I felt like Lady Macbeth, looking at her hands and lamenting ‘Out, damned spot!’ [1]. I could see the irremediable stain of guilt and shame on my hands, and I felt sure everyone else could too. Once again, I succumbed to the snare of comparison. My old habits of food restriction and compulsive exercise restored themselves as essentials in my daily rituals.
Many people recognise that eating disorders are rooted in a need to control. The tragedy being that when you develop an eating disorder ultimately you become controlled by it. Your personality changes and you push others away, especially those who want to help. The eating disorder itself becomes your identity. You can forget why it started in the first place, and focus on excelling at being the best at not eating. It inextricably links your worth with how much food you’ve eaten and with adhering to the slavish rules it sets over you. You reject food, you reject your body, you reject who are meant to be in favour of becoming a withered, brow-beaten version of yourself.
By some great miracle, despite my agitated mind, I passed the flatmate interview and ended up living with three great girls. I didn’t know them at all before I moved in and I was very nervous to tell them about my disorder. Shame and guilt were so wrapped up in my self-condemning psychology, but I knew I couldn’t hide the truth from people living with me. Opening up to them came with a lot of embarrassment, but more than that, it came with fear. I was terrified of being rejected again.
However, surprisingly to me at the time, my flatmates accepted me just as I was. Instead of turning their backs on me, they showed me in a million little ways that they loved me and wanted to help. The same proved true when I opened up to my wider church family who demonstrated again and again that all they wanted was to see me experience once again the joy and freedom that I was not allowing myself to experience.

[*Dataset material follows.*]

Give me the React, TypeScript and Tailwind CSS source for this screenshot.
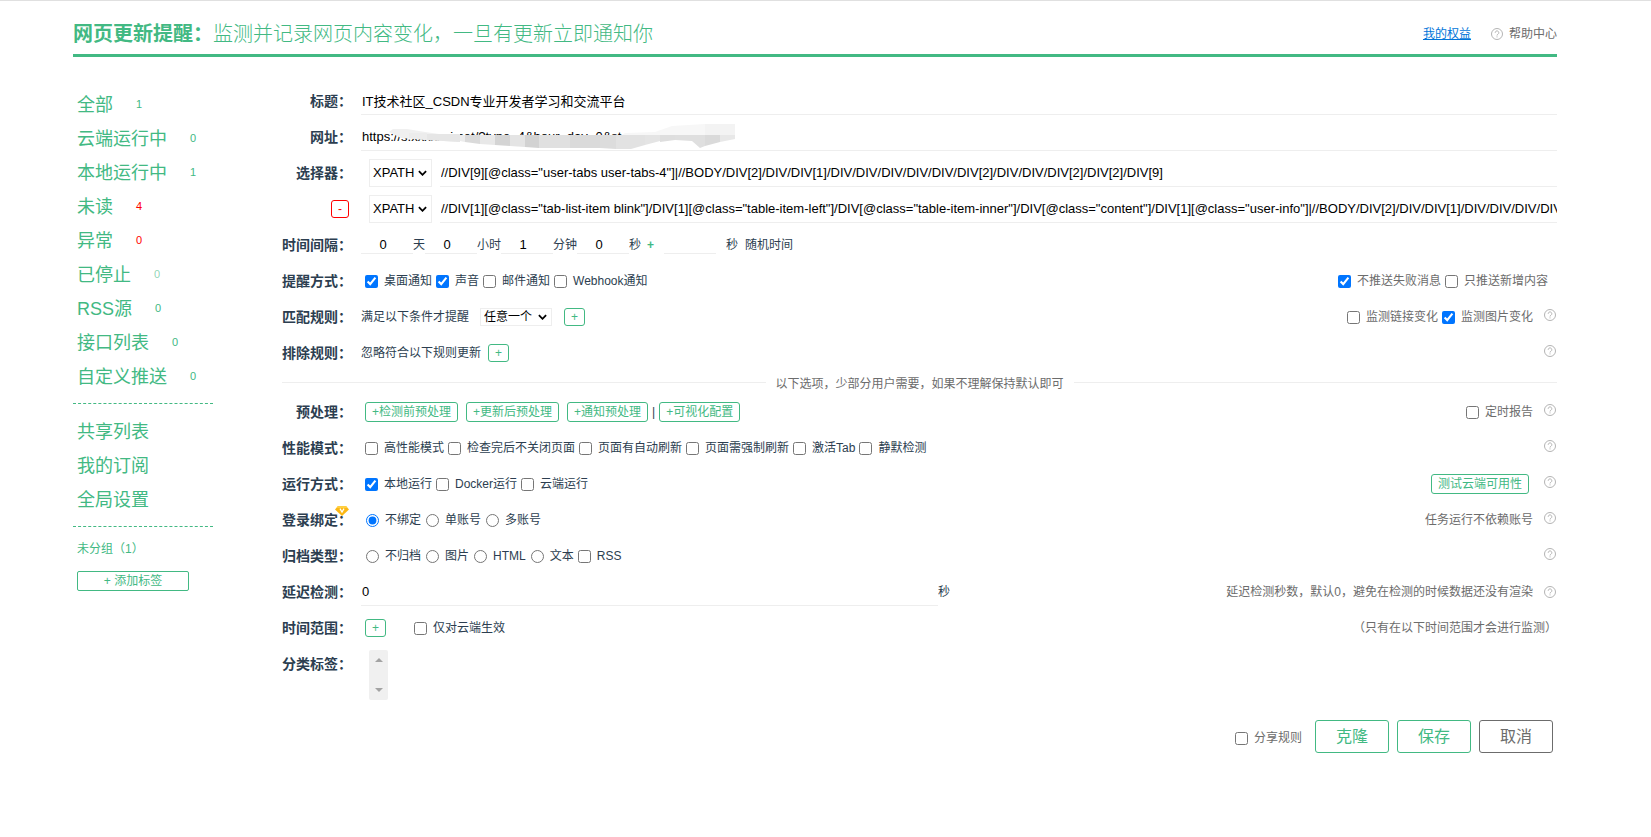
import React, { useState } from "react"

type Option = {
  id: string
  label: string
  type?: "checkbox" | "radio"
  checked?: boolean
}

const counters = [
  { name: "全部", count: 1, color: "text-[#42b983]" },
  { name: "云端运行中", count: 0, color: "text-[#42b983]" },
  { name: "本地运行中", count: 1, color: "text-[#42b983]" },
  { name: "未读", count: 4, color: "text-[#f00]" },
  { name: "异常", count: 0, color: "text-[#f00]" },
  { name: "已停止", count: 0, color: "text-[#42b983]/60" },
  { name: "RSS源", count: 0, color: "text-[#42b983]" },
  { name: "接口列表", count: 0, color: "text-[#42b983]" },
  { name: "自定义推送", count: 0, color: "text-[#42b983]" },
]

const links = ["共享列表", "我的订阅", "全局设置"]

const Help = () => (
  <svg className="h-3 w-3 shrink-0 text-[#b4b4b4]" viewBox="0 0 12 12" fill="none" stroke="currentColor" aria-hidden="true">
    <circle cx="6" cy="6" r="5.5" />
    <path d="M4.2 4.8a1.8 1.8 0 1 1 2.8 1.4c-.7.4-1 .7-1 1.3M6 8.4v1" />
  </svg>
)

const Diamond = () => (
  <svg className="absolute -top-1 left-[53px] h-[10px] w-[14px]" viewBox="0 0 14 10" aria-hidden="true">
    <path d="M3 0h8l3 3.6L7 10 0 3.6z" fill="#fcb814" />
    <path d="M3 0h8l1.5 2h-11z" fill="#ffcf40" />
    <path d="M5 2.6 7 6l2-3.4" fill="none" stroke="#fff" strokeWidth="1.2" />
  </svg>
)

// blurred-out part of the address
const Mosaic = () => (
  <svg className="absolute top-px left-[26px] h-[26px] w-[350px]" viewBox="0 0 350 26" aria-hidden="true">
    <path d="M2 8 6 5 20 5 38 8 52 10 72 10 72 18 40 16 14 14z" fill="#f0f0f0" />
    <path d="M235 11 238 9 268 8 285 2 318 0 348 0 348 11z" fill="#f7f7f7" />
    <path d="M318 0h30v11h-30z" fill="#f3f3f3" />
    <path d="M22 9h18v7l-18-2z" fill="#ececec" />
    <path d="M40 10h33v8l-33-2z" fill="#e6e6e6" />
    <path d="M73 11h5v7l-5-1z" fill="#ececec" />
    <path d="M78 11h15v9l-15-2z" fill="#dadada" />
    <path d="M93 11h15v10l-15-1z" fill="#e8e8e8" />
    <path d="M108 11h15v11l-15-1z" fill="#d4d4d4" />
    <path d="M123 11h15v12l-15-1z" fill="#e4e4e4" />
    <path d="M138 11h14v13l-14-1z" fill="#d2d2d2" />
    <path d="M152 11h31v13h-31z" fill="#e0e0e0" />
    <path d="M183 11h30v13h-30z" fill="#dadada" />
    <path d="M213 11h16v14l-16-1z" fill="#dcdcdc" />
    <path d="M229 11h29v10l-14 4h-15z" fill="#e2e2e2" />
    <path d="M258 11h15v6l-15 4z" fill="#e4e4e4" />
    <path d="M273 11h15v5l-15 2z" fill="#dedede" />
    <path d="M288 11h30v11l-5 2-8-7-17-1z" fill="#dfdfdf" />
    <path d="M318 11h15v7l-15 4z" fill="#dadada" />
    <path d="M333 11h15v4l-15 3z" fill="#e8e8e8" />
  </svg>
)

const Check: React.FC<Option & { name?: string }> = ({ id, label, type = "checkbox", checked, name }) => {
  return (
    <label htmlFor={id} className="flex items-center gap-[6px]">
      <input
        id={id}
        name={name}
        type={type}
        defaultChecked={checked}
        className={type === "radio" ? "ml-[5px] h-[13px] w-[13px]" : "ml-1 h-[13px] w-[13px]"}
      />
      {label}
    </label>
  )
}

const Row: React.FC<{ label?: React.ReactNode; htmlFor?: string; children: React.ReactNode }> = ({ label, htmlFor, children }) => (
  <div className="flex h-9 items-center">
    <label htmlFor={htmlFor} className="relative mr-[9px] flex w-[70px] shrink-0 justify-end text-sm font-bold whitespace-nowrap">
      {label}
    </label>
    <div className="flex min-w-0 flex-1 items-center">{children}</div>
  </div>
)

const Right: React.FC<{ help?: boolean; children?: React.ReactNode }> = ({ help, children }) => (
  <div className="ml-auto flex items-center text-[#6c6c6c]">
    {children}
    {help && <span className="mr-[1px] ml-[11px] pb-[5px]"><Help /></span>}
  </div>
)

const SmallButton: React.FC<{ children: React.ReactNode }> = ({ children }) => (
  <button type="button" className="h-5 rounded-[3px] border border-[#42b983] px-[6px] leading-4 whitespace-nowrap text-[#42b983]">
    {children}
  </button>
)

const PlusButton: React.FC<{ label: string }> = ({ label }) => (
  <button type="button" aria-label={label} className="flex h-[18px] w-[21px] items-center justify-center rounded-[3px] border border-[#42b983] text-[#42b983]">
    +
  </button>
)

// native arrow is hidden so the chevron keeps the same weight everywhere
const Select: React.FC<{ label: string; options: string[]; className: string }> = ({ label, options, className }) => (
  <span className="relative flex shrink-0 items-center">
    <select aria-label={label} className={"appearance-none border border-[#eee] bg-white pl-[3px] text-black " + className}>
      {options.map((o) => <option key={o}>{o}</option>)}
    </select>
    <svg className="pointer-events-none absolute right-[5px] h-[6px] w-[9px]" viewBox="0 0 10 6" fill="none" stroke="#000" strokeWidth="2" aria-hidden="true">
      <path d="M1 1l4 4 4-4" />
    </svg>
  </span>
)

const lineInput = "h-7 min-w-0 border-b border-[#eee] bg-transparent pl-[1px] text-[13px] text-black outline-none"

const App = () => {
  const [interval, setIntervalParts] = useState([
    { unit: "天", value: "0" },
    { unit: "小时", value: "0" },
    { unit: "分钟", value: "1" },
    { unit: "秒", value: "0" },
  ])

  return (
    <div className="border-t border-[#e0e0e0] bg-white pr-[94px] pl-[73px] font-['Liberation_Sans','Noto_Sans_CJK_SC',sans-serif] text-xs text-[#2c3e50]">
      <header className="flex h-14 items-center justify-between border-b-3 border-[#42b983] pt-3">
        <h1 className="text-xl font-light text-[#42b983]"><b className="font-bold">网页更新提醒：</b>监测并记录网页内容变化，一旦有更新立即通知你</h1>
        <div className="flex items-center">
          <a href="#rights" className="text-[#0074d9] underline">我的权益</a>
          <a href="#help" className="ml-5 flex items-center gap-[6px] text-[#6c6c6c]"><Help />帮助中心</a>
        </div>
      </header>

      <div className="flex pt-[26px]">
        <aside className="mr-[69px] w-[140px] shrink-0 pt-[5px] text-[#42b983]">
          <nav>
            {counters.map((c) => (
              <a key={c.name} href="#list" className="flex h-[34px] items-center pl-1 text-lg">
                {c.name}
                <span className={"ml-[23px] text-[11px] " + c.color}>{c.count}</span>
              </a>
            ))}
            <div className="mt-[9px] border-t border-dashed border-[#42b983] pt-[11px]">
              {links.map((l) => (
                <a key={l} href="#page" className="flex h-[34px] items-center pl-1 text-lg">{l}</a>
              ))}
            </div>
          </nav>
          <div className="mt-[9px] border-t border-dashed border-[#42b983] pt-[14px] pl-1">
            <a href="#ungrouped" className="block">未分组（1）</a>
            <button type="button" className="mt-[14px] h-5 w-28 rounded-[2px] border border-[#42b983] leading-4">+ 添加标签</button>
          </div>
        </aside>

        <form className="min-w-0 flex-1">
          <Row label="标题：" htmlFor="title">
            <input id="title" className={lineInput + " flex-1"} defaultValue="IT技术社区_CSDN专业开发者学习和交流平台" />
          </Row>
          <Row label="网址：" htmlFor="url">
            <div className="relative flex flex-1">
              <input id="url" className={lineInput + " flex-1"} defaultValue="https://s.xxxxxxi.net/?type=4&hour_day=0&st" />
              <Mosaic />
            </div>
          </Row>
          <Row label="选择器：" htmlFor="selector">
            <span className="mr-2 ml-2"><Select label="选择器类型" options={["XPATH", "CSS"]} className="h-7 w-[63px] text-[13px]" /></span>
            <input id="selector" className={lineInput + " flex-1"} defaultValue={'//DIV[9][@class="user-tabs user-tabs-4"]|//BODY/DIV[2]/DIV/DIV[1]/DIV/DIV/DIV/DIV/DIV/DIV[2]/DIV/DIV/DIV[2]/DIV[2]/DIV[9]'} />
          </Row>
          <Row label={<button type="button" aria-label="删除选择器" className="mr-[3px] flex h-[18px] w-[18px] items-center justify-center rounded-[3px] border border-[#f00] text-xs font-normal text-[#f00]">-</button>}>
            <span className="mr-2 ml-2"><Select label="第二个选择器类型" options={["XPATH", "CSS"]} className="h-7 w-[63px] text-[13px]" /></span>
            <input aria-label="第二个选择器" className={lineInput + " flex-1"} defaultValue={'//DIV[1][@class="tab-list-item blink"]/DIV[1][@class="table-item-left"]/DIV[@class="table-item-inner"]/DIV[@class="content"]/DIV[1][@class="user-info"]|//BODY/DIV[2]/DIV/DIV[1]/DIV/DIV/DIV/DIV/DIV'} />
          </Row>
          <Row label="时间间隔：">
            {interval.map((part, index) => (
              <label key={part.unit} className="flex items-center">
                <input
                  className="h-[18px] w-[52px] border-b border-[#eee] pr-2 text-center text-[13px] text-black outline-none"
                  value={part.value}
                  onChange={(e) => {
                    const value = e.target.value
                    setIntervalParts(interval.map((p, i) => (i === index ? { ...p, value } : p)))
                  }}
                />
                {part.unit}
              </label>
            ))}
            <b className="mr-[10px] ml-[6px] text-[#42b983]">+</b>
            <input id="random" className="h-[18px] w-[52px] border-b border-[#eee] text-center outline-none" />
            <label htmlFor="random" className="ml-[10px] flex gap-[7px]"><span>秒</span><span>随机时间</span></label>
          </Row>
          <Row label="提醒方式：">
            <Check id="desktop" label="桌面通知" checked />
            <Check id="sound" label="声音" checked />
            <Check id="mail" label="邮件通知" />
            <Check id="webhook" label="Webhook通知" />
            <Right>
              <Check id="nofail" label="不推送失败消息" checked />
              <span className="mr-[9px]"><Check id="onlynew" label="只推送新增内容" /></span>
            </Right>
          </Row>
          <Row label="匹配规则：">
            满足以下条件才提醒
            <span className="mr-3 ml-[11px]"><Select label="匹配条件" options={["任意一个", "全部"]} className="h-[18px] w-[72px] text-xs leading-4" /></span>
            <PlusButton label="添加匹配规则" />
            <Right help>
              <Check id="linkchange" label="监测链接变化" />
              <Check id="imgchange" label="监测图片变化" checked />
            </Right>
          </Row>
          <Row label="排除规则：">
            <span className="mr-[7px]">忽略符合以下规则更新</span>
            <PlusButton label="添加排除规则" />
            <Right help />
          </Row>

          <div className="flex h-[23px] items-center gap-[10px] text-[#6c6c6c]">
            <hr className="flex-1 border-[#eee]" />
            <span className="pt-[3px]">以下选项，少部分用户需要，如果不理解保持默认即可</span>
            <hr className="flex-1 border-[#eee]" />
          </div>

          <Row label="预处理：">
            <div className="ml-1 flex items-center gap-2">
              <SmallButton>+检测前预处理</SmallButton>
              <SmallButton>+更新后预处理</SmallButton>
              <SmallButton>+通知预处理</SmallButton>
            </div>
            <span className="mx-1">|</span>
            <SmallButton>+可视化配置</SmallButton>
            <Right help><Check id="report" label="定时报告" /></Right>
          </Row>
          <Row label="性能模式：">
            <Check id="fast" label="高性能模式" />
            <Check id="keepopen" label="检查完后不关闭页面" />
            <Check id="autorefresh" label="页面有自动刷新" />
            <Check id="force" label="页面需强制刷新" />
            <Check id="active" label="激活Tab" />
            <Check id="silent" label="静默检测" />
            <Right help />
          </Row>
          <Row label="运行方式：">
            <Check id="local" label="本地运行" checked />
            <Check id="docker" label="Docker运行" />
            <Check id="cloud" label="云端运行" />
            <Right help><span className="mr-1"><SmallButton>测试云端可用性</SmallButton></span></Right>
          </Row>
          <Row label={<>登录绑定：<Diamond /></>}>
            <Check id="nobind" name="bind" type="radio" label="不绑定" checked />
            <Check id="single" name="bind" type="radio" label="单账号" />
            <Check id="multi" name="bind" type="radio" label="多账号" />
            <Right help>任务运行不依赖账号</Right>
          </Row>
          <Row label="归档类型：">
            <Check id="noarchive" name="archive" type="radio" label="不归档" />
            <Check id="image" name="archive" type="radio" label="图片" />
            <Check id="html" name="archive" type="radio" label="HTML" />
            <Check id="text" name="archive" type="radio" label="文本" />
            <Check id="rss" label="RSS" />
            <Right help />
          </Row>
          <Row label="延迟检测：" htmlFor="delay">
            <input id="delay" className={lineInput + " w-[577px]"} defaultValue="0" />
            秒
            <div className="mr-[1px] ml-auto flex items-center gap-[11px] text-[#6c6c6c]">
              延迟检测秒数，默认0，避免在检测的时候数据还没有渲染
              <Help />
            </div>
          </Row>
          <Row label="时间范围：">
            <span className="mr-6 ml-1"><PlusButton label="添加时间范围" /></span>
            <Check id="cloudonly" label="仅对云端生效" />
            <Right>（只有在以下时间范围才会进行监测）</Right>
          </Row>
          <div className="flex h-[70px]">
            <span className="mt-2 w-[79px] text-sm font-bold">分类标签：</span>
            <div className="mt-1 ml-2 flex h-[50px] w-[19px] flex-col items-center justify-between rounded-[2px] bg-[#f0f0f0] py-2 text-[#a3a3a3]">
              <button type="button" aria-label="上移"><svg className="block h-1 w-2" viewBox="0 0 8 4" fill="currentColor"><path d="M4 0l4 4H0z" /></svg></button>
              <button type="button" aria-label="下移"><svg className="block h-1 w-2" viewBox="0 0 8 4" fill="currentColor"><path d="M4 4L0 0h8z" /></svg></button>
            </div>
          </div>

          <div className="mt-1 mr-1 flex items-center justify-end gap-2 text-base text-[#6c6c6c]">
            <span className="mr-[5px] pt-[3px] text-xs"><Check id="share" label="分享规则" /></span>
            <button type="button" className="h-[33px] w-[74px] rounded-[3px] border border-[#42b983] text-[#42b983]">克隆</button>
            <button type="button" className="h-[33px] w-[74px] rounded-[3px] border border-[#42b983] text-[#42b983]">保存</button>
            <button type="button" className="h-[33px] w-[74px] rounded-[3px] border border-[#6c6c6c]">取消</button>
          </div>
        </form>
      </div>
    </div>
  )
}

export default App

These relationships all helped me put to rest my experiences of rejection and the shame I felt over the past. They helped me overcome the deep fear I had of allowing people into my life. They showed me grace, which meant they loved me in spite of my failures and flaws. Their grace very tangibly gave me a small but beautiful glimpse of the amazing grace that God has towards me. As I have got to know God better, my relationship with him has taught me just how intimately loved and secure I really am. Somehow, the perfect God who created the whole universe knows and loves me and wants me to live in complete freedom from fear and shame. Knowing this, I can lay down my attempts to control my life and trust in him, resting secure in the knowledge that God is in control of my future and has good things planned for me, no matter my career or degree or dress size.